▶ [WHAT IS NEEDED]: Transcribe the material in full. Nothing should differ except that the pictures are left out.

++++++++++++++++++++

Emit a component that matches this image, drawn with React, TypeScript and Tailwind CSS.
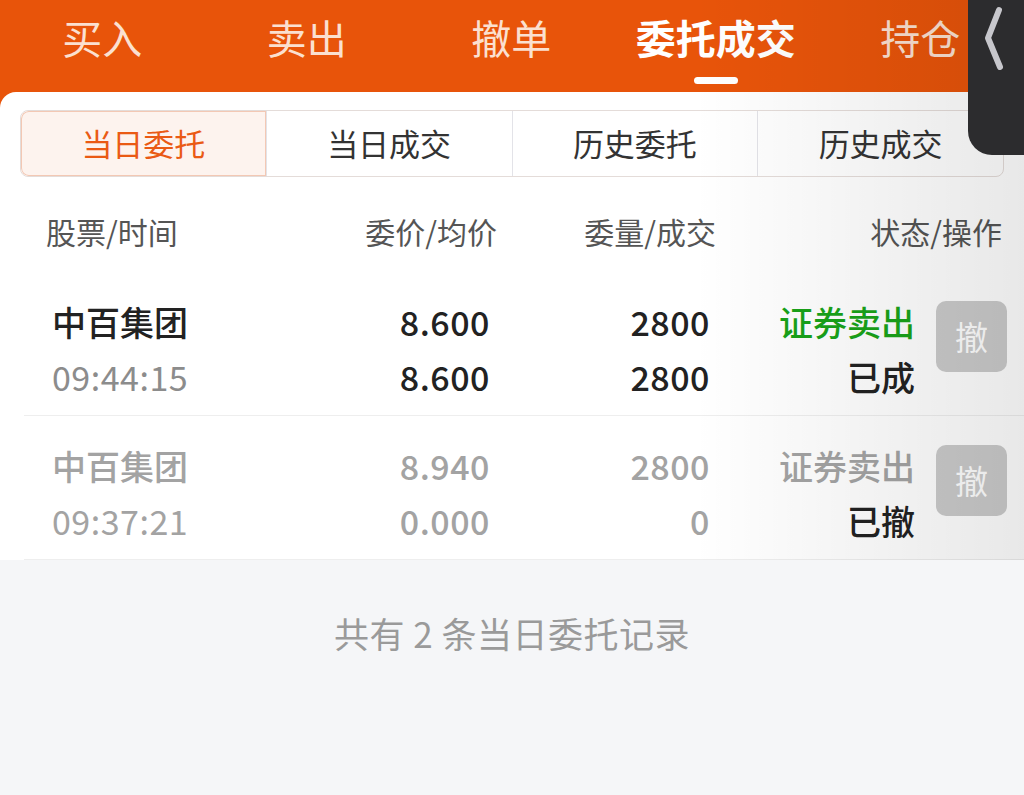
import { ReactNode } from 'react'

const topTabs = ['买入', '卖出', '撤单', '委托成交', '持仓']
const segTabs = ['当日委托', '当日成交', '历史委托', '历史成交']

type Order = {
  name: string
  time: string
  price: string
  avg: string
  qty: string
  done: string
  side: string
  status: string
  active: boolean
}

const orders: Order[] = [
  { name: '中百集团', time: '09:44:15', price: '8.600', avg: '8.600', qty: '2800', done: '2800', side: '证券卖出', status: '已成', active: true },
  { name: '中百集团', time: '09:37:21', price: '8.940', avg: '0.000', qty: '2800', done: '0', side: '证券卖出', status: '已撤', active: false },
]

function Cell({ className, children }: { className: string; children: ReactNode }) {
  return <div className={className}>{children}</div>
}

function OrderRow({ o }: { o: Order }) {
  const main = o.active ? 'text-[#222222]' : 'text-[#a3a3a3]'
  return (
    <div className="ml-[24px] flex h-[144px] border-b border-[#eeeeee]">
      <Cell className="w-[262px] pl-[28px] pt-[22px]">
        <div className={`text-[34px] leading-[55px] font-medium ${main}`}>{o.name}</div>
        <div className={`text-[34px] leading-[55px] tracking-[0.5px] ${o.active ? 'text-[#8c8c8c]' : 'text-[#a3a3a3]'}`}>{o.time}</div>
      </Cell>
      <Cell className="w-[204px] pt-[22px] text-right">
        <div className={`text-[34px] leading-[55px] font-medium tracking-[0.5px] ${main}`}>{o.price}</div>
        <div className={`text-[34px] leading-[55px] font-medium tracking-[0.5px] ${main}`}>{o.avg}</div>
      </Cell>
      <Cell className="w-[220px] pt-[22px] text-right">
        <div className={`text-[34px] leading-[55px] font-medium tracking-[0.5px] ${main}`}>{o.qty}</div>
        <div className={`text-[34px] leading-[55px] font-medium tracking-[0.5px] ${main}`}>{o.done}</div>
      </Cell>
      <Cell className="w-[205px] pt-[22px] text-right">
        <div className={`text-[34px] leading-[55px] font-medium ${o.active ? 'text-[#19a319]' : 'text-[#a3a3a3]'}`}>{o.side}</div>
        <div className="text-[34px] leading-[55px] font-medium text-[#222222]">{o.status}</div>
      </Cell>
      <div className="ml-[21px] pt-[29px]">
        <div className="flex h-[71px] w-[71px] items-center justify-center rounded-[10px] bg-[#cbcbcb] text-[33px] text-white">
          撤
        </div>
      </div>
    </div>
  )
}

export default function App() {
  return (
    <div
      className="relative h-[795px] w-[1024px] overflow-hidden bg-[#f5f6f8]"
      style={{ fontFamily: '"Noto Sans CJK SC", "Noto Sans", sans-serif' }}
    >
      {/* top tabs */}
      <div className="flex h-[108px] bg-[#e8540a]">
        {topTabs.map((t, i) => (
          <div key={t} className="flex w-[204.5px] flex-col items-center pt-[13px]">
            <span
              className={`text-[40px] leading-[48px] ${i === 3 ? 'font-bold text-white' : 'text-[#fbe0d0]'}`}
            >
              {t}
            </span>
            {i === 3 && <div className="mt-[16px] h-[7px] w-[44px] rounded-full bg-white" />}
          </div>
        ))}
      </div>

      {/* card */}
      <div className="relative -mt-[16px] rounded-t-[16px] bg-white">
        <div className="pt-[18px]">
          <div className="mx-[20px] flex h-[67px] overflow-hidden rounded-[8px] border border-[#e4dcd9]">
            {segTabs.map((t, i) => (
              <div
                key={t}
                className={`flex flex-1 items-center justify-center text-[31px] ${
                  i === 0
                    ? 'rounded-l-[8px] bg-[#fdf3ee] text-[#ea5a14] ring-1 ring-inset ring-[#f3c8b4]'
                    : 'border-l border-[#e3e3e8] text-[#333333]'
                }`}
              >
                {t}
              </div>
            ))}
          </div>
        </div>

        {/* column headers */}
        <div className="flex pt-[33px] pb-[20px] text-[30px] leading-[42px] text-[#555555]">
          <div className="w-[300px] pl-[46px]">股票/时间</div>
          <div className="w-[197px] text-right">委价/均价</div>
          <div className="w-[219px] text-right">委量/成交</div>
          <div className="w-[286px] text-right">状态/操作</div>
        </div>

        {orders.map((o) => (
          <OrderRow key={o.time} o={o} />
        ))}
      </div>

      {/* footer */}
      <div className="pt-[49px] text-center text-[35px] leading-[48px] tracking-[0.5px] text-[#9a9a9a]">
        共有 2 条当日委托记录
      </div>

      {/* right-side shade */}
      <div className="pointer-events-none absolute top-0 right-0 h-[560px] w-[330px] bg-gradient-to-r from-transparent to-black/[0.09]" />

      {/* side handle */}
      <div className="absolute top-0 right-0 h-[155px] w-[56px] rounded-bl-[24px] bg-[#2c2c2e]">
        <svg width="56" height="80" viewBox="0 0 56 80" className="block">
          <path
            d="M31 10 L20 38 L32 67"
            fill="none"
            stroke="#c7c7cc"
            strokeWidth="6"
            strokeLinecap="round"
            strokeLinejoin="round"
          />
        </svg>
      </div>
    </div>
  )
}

++++++++++++++++++++

▶ [ANSWER BELOW]:
Emit a component that matches this image, drawn with React, TypeScript and Tailwind CSS.
import { ReactNode } from 'react'

const topTabs = ['买入', '卖出', '撤单', '委托成交', '持仓']
const segTabs = ['当日委托', '当日成交', '历史委托', '历史成交']

type Order = {
  name: string
  time: string
  price: string
  avg: string
  qty: string
  done: string
  side: string
  status: string
  active: boolean
}

const orders: Order[] = [
  { name: '中百集团', time: '09:44:15', price: '8.600', avg: '8.600', qty: '2800', done: '2800', side: '证券卖出', status: '已成', active: true },
  { name: '中百集团', time: '09:37:21', price: '8.940', avg: '0.000', qty: '2800', done: '0', side: '证券卖出', status: '已撤', active: false },
]

function Cell({ className, children }: { className: string; children: ReactNode }) {
  return <div className={className}>{children}</div>
}

function OrderRow({ o }: { o: Order }) {
  const main = o.active ? 'text-[#222222]' : 'text-[#a3a3a3]'
  return (
    <div className="ml-[24px] flex h-[144px] border-b border-[#eeeeee]">
      <Cell className="w-[262px] pl-[28px] pt-[22px]">
        <div className={`text-[34px] leading-[55px] font-medium ${main}`}>{o.name}</div>
        <div className={`text-[34px] leading-[55px] tracking-[0.5px] ${o.active ? 'text-[#8c8c8c]' : 'text-[#a3a3a3]'}`}>{o.time}</div>
      </Cell>
      <Cell className="w-[204px] pt-[22px] text-right">
        <div className={`text-[34px] leading-[55px] font-medium tracking-[0.5px] ${main}`}>{o.price}</div>
        <div className={`text-[34px] leading-[55px] font-medium tracking-[0.5px] ${main}`}>{o.avg}</div>
      </Cell>
      <Cell className="w-[220px] pt-[22px] text-right">
        <div className={`text-[34px] leading-[55px] font-medium tracking-[0.5px] ${main}`}>{o.qty}</div>
        <div className={`text-[34px] leading-[55px] font-medium tracking-[0.5px] ${main}`}>{o.done}</div>
      </Cell>
      <Cell className="w-[205px] pt-[22px] text-right">
        <div className={`text-[34px] leading-[55px] font-medium ${o.active ? 'text-[#19a319]' : 'text-[#a3a3a3]'}`}>{o.side}</div>
        <div className="text-[34px] leading-[55px] font-medium text-[#222222]">{o.status}</div>
      </Cell>
      <div className="ml-[21px] pt-[29px]">
        <div className="flex h-[71px] w-[71px] items-center justify-center rounded-[10px] bg-[#cbcbcb] text-[33px] text-white">
          撤
        </div>
      </div>
    </div>
  )
}

export default function App() {
  return (
    <div
      className="relative h-[795px] w-[1024px] overflow-hidden bg-[#f5f6f8]"
      style={{ fontFamily: '"Noto Sans CJK SC", "Noto Sans", sans-serif' }}
    >
      {/* top tabs */}
      <div className="flex h-[108px] bg-[#e8540a]">
        {topTabs.map((t, i) => (
          <div key={t} className="flex w-[204.5px] flex-col items-center pt-[13px]">
            <span
              className={`text-[40px] leading-[48px] ${i === 3 ? 'font-bold text-white' : 'text-[#fbe0d0]'}`}
            >
              {t}
            </span>
            {i === 3 && <div className="mt-[16px] h-[7px] w-[44px] rounded-full bg-white" />}
          </div>
        ))}
      </div>

      {/* card */}
      <div className="relative -mt-[16px] rounded-t-[16px] bg-white">
        <div className="pt-[18px]">
          <div className="mx-[20px] flex h-[67px] overflow-hidden rounded-[8px] border border-[#e4dcd9]">
            {segTabs.map((t, i) => (
              <div
                key={t}
                className={`flex flex-1 items-center justify-center text-[31px] ${
                  i === 0
                    ? 'rounded-l-[8px] bg-[#fdf3ee] text-[#ea5a14] ring-1 ring-inset ring-[#f3c8b4]'
                    : 'border-l border-[#e3e3e8] text-[#333333]'
                }`}
              >
                {t}
              </div>
            ))}
          </div>
        </div>

        {/* column headers */}
        <div className="flex pt-[33px] pb-[20px] text-[30px] leading-[42px] text-[#555555]">
          <div className="w-[300px] pl-[46px]">股票/时间</div>
          <div className="w-[197px] text-right">委价/均价</div>
          <div className="w-[219px] text-right">委量/成交</div>
          <div className="w-[286px] text-right">状态/操作</div>
        </div>

        {orders.map((o) => (
          <OrderRow key={o.time} o={o} />
        ))}
      </div>

      {/* footer */}
      <div className="pt-[49px] text-center text-[35px] leading-[48px] tracking-[0.5px] text-[#9a9a9a]">
        共有 2 条当日委托记录
      </div>

      {/* right-side shade */}
      <div className="pointer-events-none absolute top-0 right-0 h-[560px] w-[330px] bg-gradient-to-r from-transparent to-black/[0.09]" />

      {/* side handle */}
      <div className="absolute top-0 right-0 h-[155px] w-[56px] rounded-bl-[24px] bg-[#2c2c2e]">
        <svg width="56" height="80" viewBox="0 0 56 80" className="block">
          <path
            d="M31 10 L20 38 L32 67"
            fill="none"
            stroke="#c7c7cc"
            strokeWidth="6"
            strokeLinecap="round"
            strokeLinejoin="round"
          />
        </svg>
      </div>
    </div>
  )
}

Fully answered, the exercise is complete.